Pages as source code
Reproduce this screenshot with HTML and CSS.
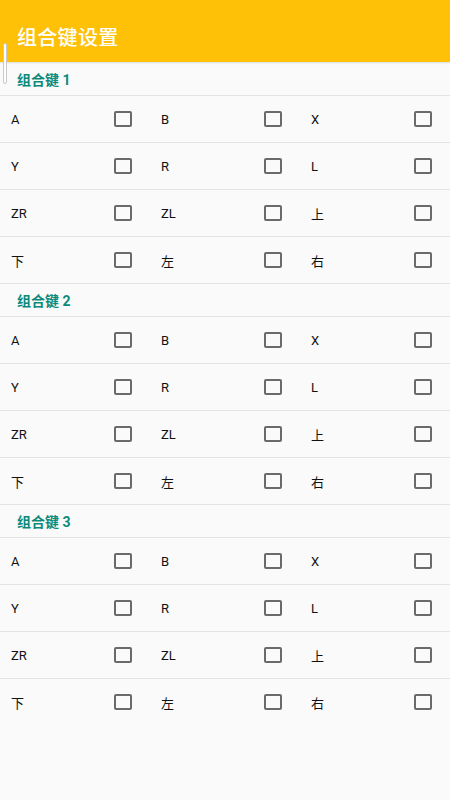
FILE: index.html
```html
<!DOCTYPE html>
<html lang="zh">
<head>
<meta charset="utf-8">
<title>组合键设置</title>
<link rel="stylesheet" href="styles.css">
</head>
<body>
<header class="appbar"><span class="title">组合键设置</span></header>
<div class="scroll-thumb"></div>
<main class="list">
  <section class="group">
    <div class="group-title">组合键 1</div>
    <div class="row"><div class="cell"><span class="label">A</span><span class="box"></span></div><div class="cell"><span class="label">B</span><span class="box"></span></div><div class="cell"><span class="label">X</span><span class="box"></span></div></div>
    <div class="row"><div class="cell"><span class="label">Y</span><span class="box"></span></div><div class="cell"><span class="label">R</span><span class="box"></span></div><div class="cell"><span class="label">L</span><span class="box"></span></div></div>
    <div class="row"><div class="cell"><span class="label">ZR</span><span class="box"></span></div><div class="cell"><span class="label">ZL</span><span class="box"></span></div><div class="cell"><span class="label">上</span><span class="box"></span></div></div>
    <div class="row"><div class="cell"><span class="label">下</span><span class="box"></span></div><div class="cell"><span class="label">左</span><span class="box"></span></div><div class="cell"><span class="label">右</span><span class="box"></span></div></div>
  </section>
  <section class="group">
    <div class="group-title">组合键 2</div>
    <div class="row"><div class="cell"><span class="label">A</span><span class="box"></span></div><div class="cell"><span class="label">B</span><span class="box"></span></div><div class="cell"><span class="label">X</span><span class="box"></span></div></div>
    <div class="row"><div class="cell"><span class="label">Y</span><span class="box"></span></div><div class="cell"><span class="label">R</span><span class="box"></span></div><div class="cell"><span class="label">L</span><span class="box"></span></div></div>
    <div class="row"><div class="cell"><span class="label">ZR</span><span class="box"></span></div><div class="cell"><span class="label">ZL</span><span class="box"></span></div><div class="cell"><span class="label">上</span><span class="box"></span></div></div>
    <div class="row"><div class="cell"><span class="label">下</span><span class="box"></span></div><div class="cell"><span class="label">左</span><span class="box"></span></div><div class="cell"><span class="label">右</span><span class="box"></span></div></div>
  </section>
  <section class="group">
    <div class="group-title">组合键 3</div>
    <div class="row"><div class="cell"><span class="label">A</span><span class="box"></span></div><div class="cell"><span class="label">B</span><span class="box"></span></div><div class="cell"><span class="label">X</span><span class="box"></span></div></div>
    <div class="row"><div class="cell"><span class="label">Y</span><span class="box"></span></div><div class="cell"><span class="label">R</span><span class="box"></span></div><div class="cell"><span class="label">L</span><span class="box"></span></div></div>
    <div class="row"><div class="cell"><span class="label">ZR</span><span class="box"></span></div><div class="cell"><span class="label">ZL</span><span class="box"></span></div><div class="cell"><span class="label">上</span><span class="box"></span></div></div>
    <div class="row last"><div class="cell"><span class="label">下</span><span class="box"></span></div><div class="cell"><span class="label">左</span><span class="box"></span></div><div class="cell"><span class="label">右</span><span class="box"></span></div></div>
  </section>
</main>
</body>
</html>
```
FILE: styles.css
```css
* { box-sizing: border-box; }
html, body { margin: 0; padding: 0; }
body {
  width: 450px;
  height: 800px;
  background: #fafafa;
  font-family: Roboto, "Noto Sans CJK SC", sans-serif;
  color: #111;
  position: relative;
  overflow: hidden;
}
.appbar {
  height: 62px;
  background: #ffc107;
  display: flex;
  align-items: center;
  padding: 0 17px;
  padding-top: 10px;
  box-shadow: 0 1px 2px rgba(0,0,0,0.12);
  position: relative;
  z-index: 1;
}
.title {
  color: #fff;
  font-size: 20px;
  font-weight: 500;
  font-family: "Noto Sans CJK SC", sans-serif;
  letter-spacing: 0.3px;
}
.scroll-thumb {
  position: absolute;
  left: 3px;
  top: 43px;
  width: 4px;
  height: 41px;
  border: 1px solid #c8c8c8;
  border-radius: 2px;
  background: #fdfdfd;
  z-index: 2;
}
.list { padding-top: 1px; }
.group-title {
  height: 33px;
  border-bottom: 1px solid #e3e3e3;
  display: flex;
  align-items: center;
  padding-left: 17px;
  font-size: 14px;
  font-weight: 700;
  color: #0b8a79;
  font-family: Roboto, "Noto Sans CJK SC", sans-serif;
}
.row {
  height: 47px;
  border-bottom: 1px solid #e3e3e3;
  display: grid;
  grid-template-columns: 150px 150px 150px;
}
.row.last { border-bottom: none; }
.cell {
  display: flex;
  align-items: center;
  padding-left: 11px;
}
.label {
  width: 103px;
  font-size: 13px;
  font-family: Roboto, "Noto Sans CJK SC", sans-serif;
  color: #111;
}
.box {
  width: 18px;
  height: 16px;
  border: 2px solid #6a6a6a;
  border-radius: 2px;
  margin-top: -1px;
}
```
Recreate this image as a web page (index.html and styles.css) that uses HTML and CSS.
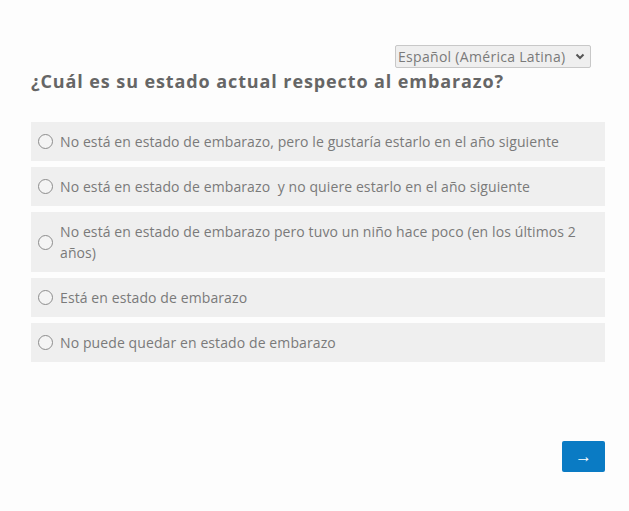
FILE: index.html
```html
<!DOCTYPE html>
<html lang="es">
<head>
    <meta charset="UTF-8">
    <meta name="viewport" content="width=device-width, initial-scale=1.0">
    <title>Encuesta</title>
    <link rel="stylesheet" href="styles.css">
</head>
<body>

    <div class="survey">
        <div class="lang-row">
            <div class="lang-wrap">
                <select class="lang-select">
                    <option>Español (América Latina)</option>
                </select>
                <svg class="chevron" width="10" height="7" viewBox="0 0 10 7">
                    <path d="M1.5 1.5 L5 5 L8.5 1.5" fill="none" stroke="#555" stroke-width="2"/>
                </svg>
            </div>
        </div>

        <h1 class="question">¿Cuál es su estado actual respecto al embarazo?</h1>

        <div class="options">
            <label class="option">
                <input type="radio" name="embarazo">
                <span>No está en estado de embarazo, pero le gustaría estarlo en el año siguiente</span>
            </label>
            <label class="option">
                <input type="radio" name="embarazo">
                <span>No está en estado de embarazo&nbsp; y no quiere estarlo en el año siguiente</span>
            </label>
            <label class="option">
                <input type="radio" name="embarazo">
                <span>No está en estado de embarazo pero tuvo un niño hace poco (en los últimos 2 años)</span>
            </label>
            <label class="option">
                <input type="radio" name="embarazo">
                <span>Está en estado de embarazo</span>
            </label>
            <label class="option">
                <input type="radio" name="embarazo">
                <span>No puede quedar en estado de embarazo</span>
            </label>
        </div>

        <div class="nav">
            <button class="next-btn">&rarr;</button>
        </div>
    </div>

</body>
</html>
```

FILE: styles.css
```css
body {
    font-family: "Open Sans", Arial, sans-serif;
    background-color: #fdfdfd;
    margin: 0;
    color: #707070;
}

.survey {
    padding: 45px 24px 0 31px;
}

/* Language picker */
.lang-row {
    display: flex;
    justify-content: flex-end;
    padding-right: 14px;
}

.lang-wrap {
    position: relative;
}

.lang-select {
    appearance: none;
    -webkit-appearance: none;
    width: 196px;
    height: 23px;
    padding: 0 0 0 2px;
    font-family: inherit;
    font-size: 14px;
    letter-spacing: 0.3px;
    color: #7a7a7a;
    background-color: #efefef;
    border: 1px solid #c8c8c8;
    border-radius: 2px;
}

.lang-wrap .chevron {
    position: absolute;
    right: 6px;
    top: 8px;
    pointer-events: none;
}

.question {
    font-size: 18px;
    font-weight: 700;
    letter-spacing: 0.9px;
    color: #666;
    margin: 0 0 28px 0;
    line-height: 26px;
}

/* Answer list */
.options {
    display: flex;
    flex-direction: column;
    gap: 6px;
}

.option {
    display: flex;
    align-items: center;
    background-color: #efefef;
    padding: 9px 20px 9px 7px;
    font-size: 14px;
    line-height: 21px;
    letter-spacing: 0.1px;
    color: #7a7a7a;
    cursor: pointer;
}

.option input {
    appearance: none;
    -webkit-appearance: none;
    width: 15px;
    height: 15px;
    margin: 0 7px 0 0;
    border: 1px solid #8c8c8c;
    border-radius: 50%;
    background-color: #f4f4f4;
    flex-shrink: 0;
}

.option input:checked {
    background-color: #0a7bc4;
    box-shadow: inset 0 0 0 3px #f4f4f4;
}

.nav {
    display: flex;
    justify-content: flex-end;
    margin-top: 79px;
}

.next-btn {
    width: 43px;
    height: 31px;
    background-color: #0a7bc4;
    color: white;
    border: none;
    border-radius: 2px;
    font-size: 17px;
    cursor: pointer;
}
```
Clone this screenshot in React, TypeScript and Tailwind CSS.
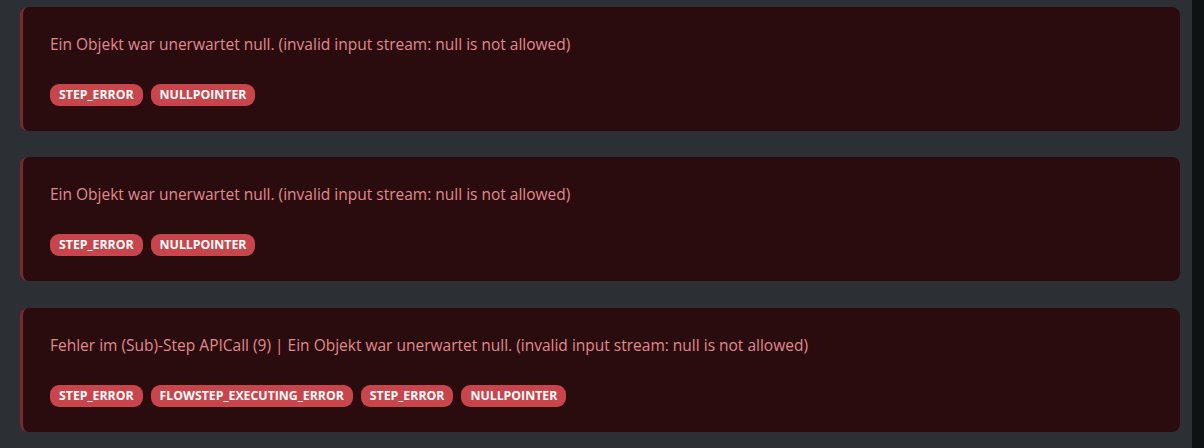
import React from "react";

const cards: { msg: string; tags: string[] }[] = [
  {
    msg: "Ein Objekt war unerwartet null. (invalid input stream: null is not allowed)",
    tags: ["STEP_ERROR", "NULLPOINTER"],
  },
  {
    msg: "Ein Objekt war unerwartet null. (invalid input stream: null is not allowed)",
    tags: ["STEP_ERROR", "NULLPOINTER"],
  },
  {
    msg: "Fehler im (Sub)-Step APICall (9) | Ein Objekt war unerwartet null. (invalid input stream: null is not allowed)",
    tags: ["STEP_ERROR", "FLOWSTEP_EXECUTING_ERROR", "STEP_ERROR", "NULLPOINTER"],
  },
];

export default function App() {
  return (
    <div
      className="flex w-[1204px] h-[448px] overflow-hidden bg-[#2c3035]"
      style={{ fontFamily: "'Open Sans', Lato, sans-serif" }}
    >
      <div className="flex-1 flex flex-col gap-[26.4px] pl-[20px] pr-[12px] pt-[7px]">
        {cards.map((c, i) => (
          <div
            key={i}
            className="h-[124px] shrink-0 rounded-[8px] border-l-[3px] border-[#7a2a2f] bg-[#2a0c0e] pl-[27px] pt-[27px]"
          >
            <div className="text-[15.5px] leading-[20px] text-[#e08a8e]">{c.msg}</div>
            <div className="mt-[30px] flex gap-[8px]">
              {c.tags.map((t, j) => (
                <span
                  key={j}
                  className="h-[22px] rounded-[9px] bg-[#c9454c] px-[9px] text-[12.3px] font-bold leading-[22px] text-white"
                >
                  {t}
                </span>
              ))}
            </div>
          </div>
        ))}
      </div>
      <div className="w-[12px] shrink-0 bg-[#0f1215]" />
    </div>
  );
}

Objective: Look through the records and gather every line containing "React".

Complete answer:
Clone this screenshot in React, TypeScript and Tailwind CSS.
import React from "react";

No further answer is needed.